■ Challenge
From the entries that follow, pick out all lines holding "TypeScript".
[START Provided entries]
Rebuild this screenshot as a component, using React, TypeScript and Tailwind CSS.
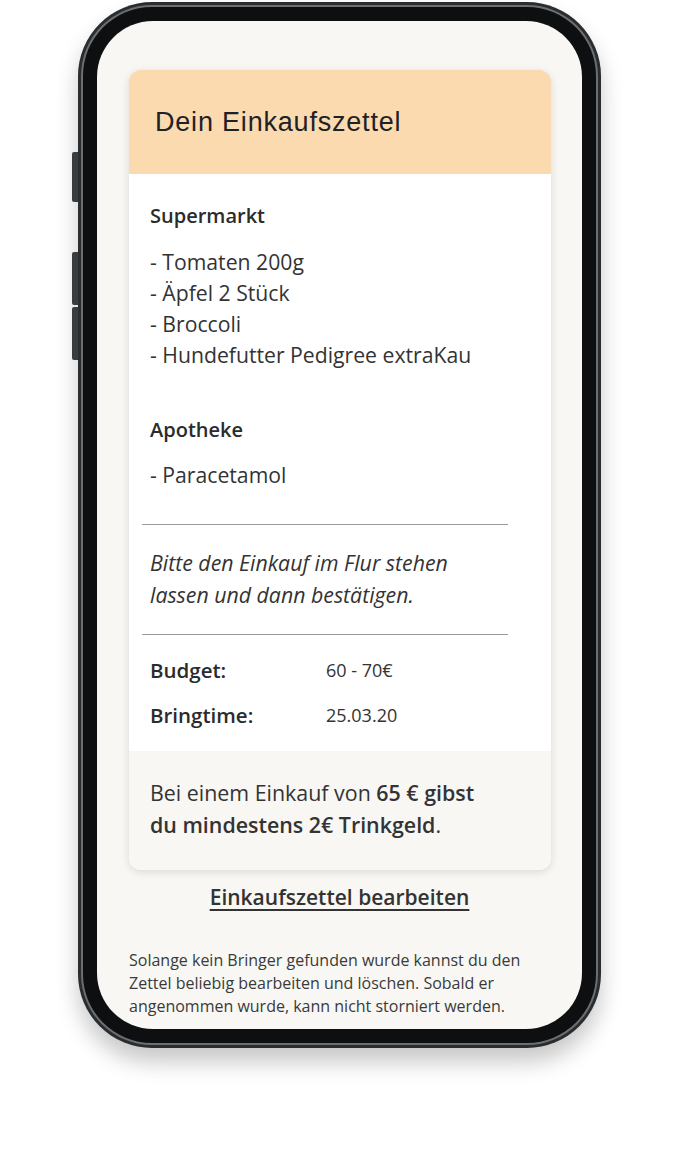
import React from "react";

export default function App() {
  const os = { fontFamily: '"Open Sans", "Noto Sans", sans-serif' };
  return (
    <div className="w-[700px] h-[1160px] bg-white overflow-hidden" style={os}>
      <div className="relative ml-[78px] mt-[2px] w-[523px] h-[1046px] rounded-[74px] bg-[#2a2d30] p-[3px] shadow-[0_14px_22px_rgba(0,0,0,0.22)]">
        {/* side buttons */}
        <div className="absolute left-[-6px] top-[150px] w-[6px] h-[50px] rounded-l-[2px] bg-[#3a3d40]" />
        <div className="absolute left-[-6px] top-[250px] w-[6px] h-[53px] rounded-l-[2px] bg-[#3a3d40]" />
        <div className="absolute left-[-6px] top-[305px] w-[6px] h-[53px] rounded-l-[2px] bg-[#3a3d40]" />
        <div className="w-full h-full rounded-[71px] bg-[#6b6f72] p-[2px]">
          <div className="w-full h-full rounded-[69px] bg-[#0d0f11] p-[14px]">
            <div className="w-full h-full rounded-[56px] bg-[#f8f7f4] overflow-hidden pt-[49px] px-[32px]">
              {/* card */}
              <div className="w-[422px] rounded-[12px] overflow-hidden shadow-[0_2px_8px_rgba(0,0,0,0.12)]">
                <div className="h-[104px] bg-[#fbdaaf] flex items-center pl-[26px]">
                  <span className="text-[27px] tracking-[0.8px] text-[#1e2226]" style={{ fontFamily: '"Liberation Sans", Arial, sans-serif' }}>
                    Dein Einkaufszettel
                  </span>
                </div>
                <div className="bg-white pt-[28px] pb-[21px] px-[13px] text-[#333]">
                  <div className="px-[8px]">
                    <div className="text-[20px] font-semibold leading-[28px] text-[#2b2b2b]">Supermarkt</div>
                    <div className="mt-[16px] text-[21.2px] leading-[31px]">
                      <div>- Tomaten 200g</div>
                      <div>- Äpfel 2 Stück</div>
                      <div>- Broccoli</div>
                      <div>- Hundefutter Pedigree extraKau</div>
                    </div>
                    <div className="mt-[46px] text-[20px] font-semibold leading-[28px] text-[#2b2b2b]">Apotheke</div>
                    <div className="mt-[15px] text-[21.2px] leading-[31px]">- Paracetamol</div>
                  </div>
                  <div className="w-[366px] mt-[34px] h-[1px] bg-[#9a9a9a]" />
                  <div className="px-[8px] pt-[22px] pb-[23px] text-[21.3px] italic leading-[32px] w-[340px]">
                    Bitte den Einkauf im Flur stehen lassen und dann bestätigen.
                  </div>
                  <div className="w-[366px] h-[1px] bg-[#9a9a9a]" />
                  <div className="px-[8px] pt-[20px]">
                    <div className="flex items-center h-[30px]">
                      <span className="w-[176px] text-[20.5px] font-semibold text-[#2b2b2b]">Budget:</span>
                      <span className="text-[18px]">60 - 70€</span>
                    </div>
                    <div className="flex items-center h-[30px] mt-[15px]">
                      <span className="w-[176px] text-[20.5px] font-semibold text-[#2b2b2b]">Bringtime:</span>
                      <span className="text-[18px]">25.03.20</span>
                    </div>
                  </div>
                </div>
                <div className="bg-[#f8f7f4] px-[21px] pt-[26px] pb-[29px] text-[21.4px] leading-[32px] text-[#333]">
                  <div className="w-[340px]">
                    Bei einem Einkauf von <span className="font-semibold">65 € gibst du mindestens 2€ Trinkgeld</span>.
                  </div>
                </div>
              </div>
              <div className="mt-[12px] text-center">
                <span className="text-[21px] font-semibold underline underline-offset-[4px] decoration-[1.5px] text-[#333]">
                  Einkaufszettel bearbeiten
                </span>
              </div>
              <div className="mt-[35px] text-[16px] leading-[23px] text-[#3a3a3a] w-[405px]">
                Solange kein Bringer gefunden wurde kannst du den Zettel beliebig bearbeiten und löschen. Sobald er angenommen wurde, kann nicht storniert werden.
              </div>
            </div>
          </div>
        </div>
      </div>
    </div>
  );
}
[END Provided entries]
[START Provided entries]
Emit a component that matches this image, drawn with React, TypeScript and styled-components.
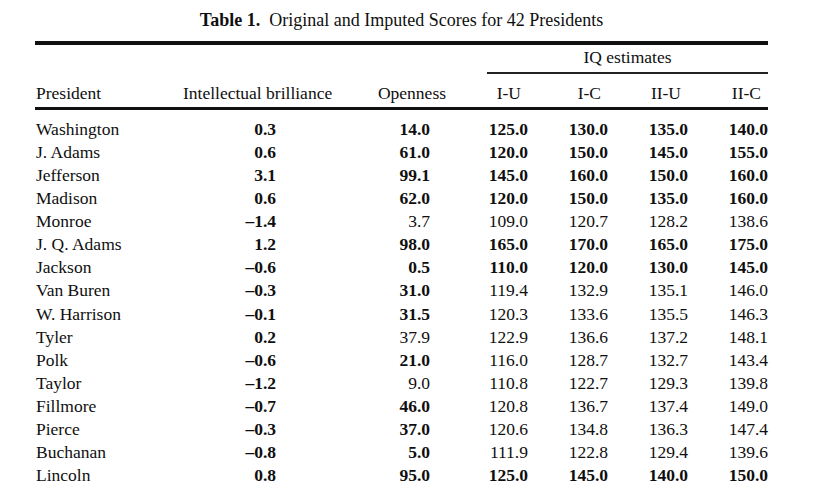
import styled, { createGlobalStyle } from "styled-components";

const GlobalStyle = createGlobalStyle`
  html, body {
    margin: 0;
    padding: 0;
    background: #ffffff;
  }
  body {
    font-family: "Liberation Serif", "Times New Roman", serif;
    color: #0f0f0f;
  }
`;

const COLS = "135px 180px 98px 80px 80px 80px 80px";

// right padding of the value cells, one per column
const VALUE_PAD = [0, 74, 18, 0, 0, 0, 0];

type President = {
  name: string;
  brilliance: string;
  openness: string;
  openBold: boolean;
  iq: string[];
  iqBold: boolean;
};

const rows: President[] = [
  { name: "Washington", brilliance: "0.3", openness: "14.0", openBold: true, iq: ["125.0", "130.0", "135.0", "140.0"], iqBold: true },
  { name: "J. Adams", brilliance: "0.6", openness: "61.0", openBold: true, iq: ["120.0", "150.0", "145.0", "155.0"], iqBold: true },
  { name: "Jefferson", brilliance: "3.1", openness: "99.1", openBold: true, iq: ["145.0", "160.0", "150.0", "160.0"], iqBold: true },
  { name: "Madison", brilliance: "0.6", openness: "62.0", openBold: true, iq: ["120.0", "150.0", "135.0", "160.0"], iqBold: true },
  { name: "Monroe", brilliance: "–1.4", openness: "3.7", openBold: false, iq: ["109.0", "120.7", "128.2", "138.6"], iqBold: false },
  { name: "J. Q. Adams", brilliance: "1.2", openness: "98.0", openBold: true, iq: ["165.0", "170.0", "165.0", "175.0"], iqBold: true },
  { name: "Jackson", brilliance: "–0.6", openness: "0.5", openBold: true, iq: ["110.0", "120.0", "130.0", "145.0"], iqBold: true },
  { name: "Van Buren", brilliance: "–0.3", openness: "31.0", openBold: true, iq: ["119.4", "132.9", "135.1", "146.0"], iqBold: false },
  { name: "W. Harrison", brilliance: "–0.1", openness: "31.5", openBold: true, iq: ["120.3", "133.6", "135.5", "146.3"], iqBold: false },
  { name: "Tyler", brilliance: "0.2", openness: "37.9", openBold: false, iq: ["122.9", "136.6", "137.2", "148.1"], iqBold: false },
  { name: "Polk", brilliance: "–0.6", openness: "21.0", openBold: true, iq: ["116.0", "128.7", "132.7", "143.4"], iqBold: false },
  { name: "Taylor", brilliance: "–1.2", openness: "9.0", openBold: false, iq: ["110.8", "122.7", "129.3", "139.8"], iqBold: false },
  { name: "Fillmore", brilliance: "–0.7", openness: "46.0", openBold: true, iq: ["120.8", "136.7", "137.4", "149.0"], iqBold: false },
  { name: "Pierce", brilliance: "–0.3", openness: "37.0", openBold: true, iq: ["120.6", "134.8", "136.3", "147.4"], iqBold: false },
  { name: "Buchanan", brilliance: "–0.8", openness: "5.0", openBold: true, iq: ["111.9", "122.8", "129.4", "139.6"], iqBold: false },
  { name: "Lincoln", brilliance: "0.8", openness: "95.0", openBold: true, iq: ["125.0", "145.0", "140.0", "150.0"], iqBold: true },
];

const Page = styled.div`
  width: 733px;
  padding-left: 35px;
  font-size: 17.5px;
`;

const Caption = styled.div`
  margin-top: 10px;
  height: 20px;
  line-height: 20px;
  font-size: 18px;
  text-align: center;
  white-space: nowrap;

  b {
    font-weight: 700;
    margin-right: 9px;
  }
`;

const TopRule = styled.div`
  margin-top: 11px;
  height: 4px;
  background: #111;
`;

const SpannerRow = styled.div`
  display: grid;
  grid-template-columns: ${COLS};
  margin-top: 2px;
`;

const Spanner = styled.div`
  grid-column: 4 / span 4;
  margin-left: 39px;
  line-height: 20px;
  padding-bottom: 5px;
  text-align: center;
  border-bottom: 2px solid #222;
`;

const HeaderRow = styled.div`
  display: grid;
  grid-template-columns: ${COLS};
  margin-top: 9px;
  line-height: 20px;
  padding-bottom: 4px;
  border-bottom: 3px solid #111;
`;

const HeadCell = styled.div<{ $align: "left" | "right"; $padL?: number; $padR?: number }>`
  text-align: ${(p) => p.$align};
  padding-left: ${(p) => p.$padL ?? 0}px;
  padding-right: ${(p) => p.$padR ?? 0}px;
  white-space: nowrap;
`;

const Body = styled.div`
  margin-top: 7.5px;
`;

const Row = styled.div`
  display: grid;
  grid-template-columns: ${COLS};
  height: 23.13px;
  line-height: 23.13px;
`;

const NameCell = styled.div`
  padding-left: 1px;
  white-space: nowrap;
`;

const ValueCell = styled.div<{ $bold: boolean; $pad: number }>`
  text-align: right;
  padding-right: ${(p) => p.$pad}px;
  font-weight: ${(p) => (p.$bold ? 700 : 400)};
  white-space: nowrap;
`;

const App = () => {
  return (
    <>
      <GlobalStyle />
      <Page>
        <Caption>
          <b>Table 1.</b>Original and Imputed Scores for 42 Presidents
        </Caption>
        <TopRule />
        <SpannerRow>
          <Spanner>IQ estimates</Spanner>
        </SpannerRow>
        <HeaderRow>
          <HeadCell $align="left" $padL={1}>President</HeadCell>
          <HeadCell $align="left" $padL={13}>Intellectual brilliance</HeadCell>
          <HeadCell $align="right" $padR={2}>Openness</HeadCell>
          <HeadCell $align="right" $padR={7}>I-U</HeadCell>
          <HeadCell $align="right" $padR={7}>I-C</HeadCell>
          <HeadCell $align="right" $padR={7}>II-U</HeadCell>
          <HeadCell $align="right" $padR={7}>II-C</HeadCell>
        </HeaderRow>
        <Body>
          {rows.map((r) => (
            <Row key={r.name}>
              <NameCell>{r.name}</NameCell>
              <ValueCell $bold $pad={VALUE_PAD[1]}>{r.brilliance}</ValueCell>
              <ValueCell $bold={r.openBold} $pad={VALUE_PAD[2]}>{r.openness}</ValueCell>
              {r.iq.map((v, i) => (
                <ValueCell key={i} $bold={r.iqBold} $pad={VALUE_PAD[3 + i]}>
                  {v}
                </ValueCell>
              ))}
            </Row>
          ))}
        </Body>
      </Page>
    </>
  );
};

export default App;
[END Provided entries]
[START Provided entries]
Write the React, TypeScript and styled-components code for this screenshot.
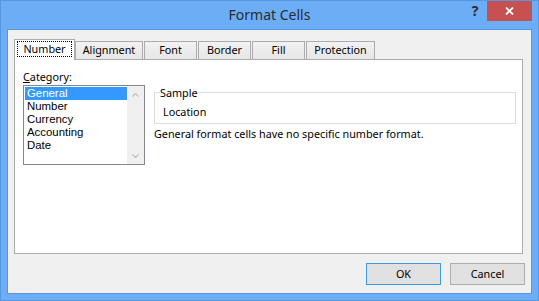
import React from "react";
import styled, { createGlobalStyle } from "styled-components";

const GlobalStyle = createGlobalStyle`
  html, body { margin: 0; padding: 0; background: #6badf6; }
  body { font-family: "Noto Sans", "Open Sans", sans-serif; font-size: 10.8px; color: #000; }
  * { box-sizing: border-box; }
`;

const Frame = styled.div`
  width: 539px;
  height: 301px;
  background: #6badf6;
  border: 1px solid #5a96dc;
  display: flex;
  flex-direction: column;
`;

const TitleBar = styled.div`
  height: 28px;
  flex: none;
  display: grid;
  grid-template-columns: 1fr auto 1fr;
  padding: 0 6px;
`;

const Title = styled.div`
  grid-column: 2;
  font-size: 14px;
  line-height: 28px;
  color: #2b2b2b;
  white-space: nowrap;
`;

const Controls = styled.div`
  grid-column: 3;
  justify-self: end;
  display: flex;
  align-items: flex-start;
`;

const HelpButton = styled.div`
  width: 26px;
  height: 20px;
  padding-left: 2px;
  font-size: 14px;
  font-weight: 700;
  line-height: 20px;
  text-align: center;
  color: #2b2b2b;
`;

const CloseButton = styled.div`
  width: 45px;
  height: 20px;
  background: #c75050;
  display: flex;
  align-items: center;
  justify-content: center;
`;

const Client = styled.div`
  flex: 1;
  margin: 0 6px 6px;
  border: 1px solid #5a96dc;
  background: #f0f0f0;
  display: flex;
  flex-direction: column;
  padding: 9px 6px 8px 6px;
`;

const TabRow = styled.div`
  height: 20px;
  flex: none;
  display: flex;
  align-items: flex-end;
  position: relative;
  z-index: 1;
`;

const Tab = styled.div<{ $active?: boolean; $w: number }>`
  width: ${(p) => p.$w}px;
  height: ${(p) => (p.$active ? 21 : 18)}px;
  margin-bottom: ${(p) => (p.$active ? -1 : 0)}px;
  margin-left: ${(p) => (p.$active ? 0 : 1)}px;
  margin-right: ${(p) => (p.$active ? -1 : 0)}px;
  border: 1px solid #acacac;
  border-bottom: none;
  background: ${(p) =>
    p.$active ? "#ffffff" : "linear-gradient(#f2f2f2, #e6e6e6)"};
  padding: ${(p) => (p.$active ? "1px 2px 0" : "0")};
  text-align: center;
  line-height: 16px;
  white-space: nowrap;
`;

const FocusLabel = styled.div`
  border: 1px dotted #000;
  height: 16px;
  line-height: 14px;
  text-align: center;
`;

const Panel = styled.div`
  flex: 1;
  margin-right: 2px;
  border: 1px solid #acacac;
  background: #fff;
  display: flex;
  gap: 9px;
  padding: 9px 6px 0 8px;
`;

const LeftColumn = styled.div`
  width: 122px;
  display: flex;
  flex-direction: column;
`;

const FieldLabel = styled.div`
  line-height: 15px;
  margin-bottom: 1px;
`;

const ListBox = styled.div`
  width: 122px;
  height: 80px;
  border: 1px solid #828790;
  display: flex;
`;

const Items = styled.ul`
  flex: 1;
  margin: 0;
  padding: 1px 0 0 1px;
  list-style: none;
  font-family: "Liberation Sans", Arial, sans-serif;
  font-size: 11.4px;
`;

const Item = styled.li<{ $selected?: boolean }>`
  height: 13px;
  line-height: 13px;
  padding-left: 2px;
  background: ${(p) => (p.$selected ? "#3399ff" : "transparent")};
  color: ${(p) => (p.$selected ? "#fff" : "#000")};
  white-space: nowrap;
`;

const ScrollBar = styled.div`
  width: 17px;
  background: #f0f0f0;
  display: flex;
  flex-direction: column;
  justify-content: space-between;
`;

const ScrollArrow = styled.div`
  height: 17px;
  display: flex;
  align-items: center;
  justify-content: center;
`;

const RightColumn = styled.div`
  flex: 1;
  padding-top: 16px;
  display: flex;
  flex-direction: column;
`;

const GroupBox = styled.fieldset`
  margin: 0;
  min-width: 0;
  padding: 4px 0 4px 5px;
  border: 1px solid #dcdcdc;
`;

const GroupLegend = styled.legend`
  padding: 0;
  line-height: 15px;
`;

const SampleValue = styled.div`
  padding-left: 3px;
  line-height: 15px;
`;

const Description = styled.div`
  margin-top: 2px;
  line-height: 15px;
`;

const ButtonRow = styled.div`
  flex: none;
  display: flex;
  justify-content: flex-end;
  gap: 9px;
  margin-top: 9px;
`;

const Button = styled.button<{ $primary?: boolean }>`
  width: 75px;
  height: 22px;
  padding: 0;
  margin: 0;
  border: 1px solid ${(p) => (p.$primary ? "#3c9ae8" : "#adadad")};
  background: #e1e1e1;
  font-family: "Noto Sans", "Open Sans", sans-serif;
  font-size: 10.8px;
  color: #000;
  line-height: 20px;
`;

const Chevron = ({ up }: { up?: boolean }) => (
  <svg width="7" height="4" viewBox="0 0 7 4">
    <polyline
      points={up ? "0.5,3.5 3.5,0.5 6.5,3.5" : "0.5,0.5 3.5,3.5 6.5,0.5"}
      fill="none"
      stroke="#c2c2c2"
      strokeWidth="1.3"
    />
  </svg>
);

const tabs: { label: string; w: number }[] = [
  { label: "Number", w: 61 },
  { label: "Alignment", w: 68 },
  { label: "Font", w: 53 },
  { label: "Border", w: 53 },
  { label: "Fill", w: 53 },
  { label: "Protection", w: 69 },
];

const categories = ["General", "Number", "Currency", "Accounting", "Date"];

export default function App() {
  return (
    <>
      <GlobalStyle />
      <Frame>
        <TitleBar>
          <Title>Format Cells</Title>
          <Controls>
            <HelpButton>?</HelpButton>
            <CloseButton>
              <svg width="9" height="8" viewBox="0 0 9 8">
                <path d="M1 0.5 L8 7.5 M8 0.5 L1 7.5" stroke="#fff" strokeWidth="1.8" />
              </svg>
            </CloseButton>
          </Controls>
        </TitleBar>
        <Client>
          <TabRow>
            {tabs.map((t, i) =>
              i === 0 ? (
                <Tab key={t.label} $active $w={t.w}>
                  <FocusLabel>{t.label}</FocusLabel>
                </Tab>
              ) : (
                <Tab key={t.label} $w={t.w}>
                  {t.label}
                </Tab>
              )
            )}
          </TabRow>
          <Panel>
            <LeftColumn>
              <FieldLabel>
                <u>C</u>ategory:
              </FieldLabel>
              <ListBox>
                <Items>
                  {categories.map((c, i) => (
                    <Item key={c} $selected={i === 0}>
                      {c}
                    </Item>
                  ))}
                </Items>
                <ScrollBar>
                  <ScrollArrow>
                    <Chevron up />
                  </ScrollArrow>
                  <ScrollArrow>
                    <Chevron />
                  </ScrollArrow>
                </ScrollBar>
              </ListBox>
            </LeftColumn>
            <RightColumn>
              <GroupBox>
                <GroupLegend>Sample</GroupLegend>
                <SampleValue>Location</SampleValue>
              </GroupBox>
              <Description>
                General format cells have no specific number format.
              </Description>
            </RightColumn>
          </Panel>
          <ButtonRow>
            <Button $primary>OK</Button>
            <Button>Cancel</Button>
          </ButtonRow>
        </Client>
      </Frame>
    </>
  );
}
[END Provided entries]
■ Complete answer
Rebuild this screenshot as a component, using React, TypeScript and Tailwind CSS.
Emit a component that matches this image, drawn with React, TypeScript and styled-components.
Write the React, TypeScript and styled-components code for this screenshot.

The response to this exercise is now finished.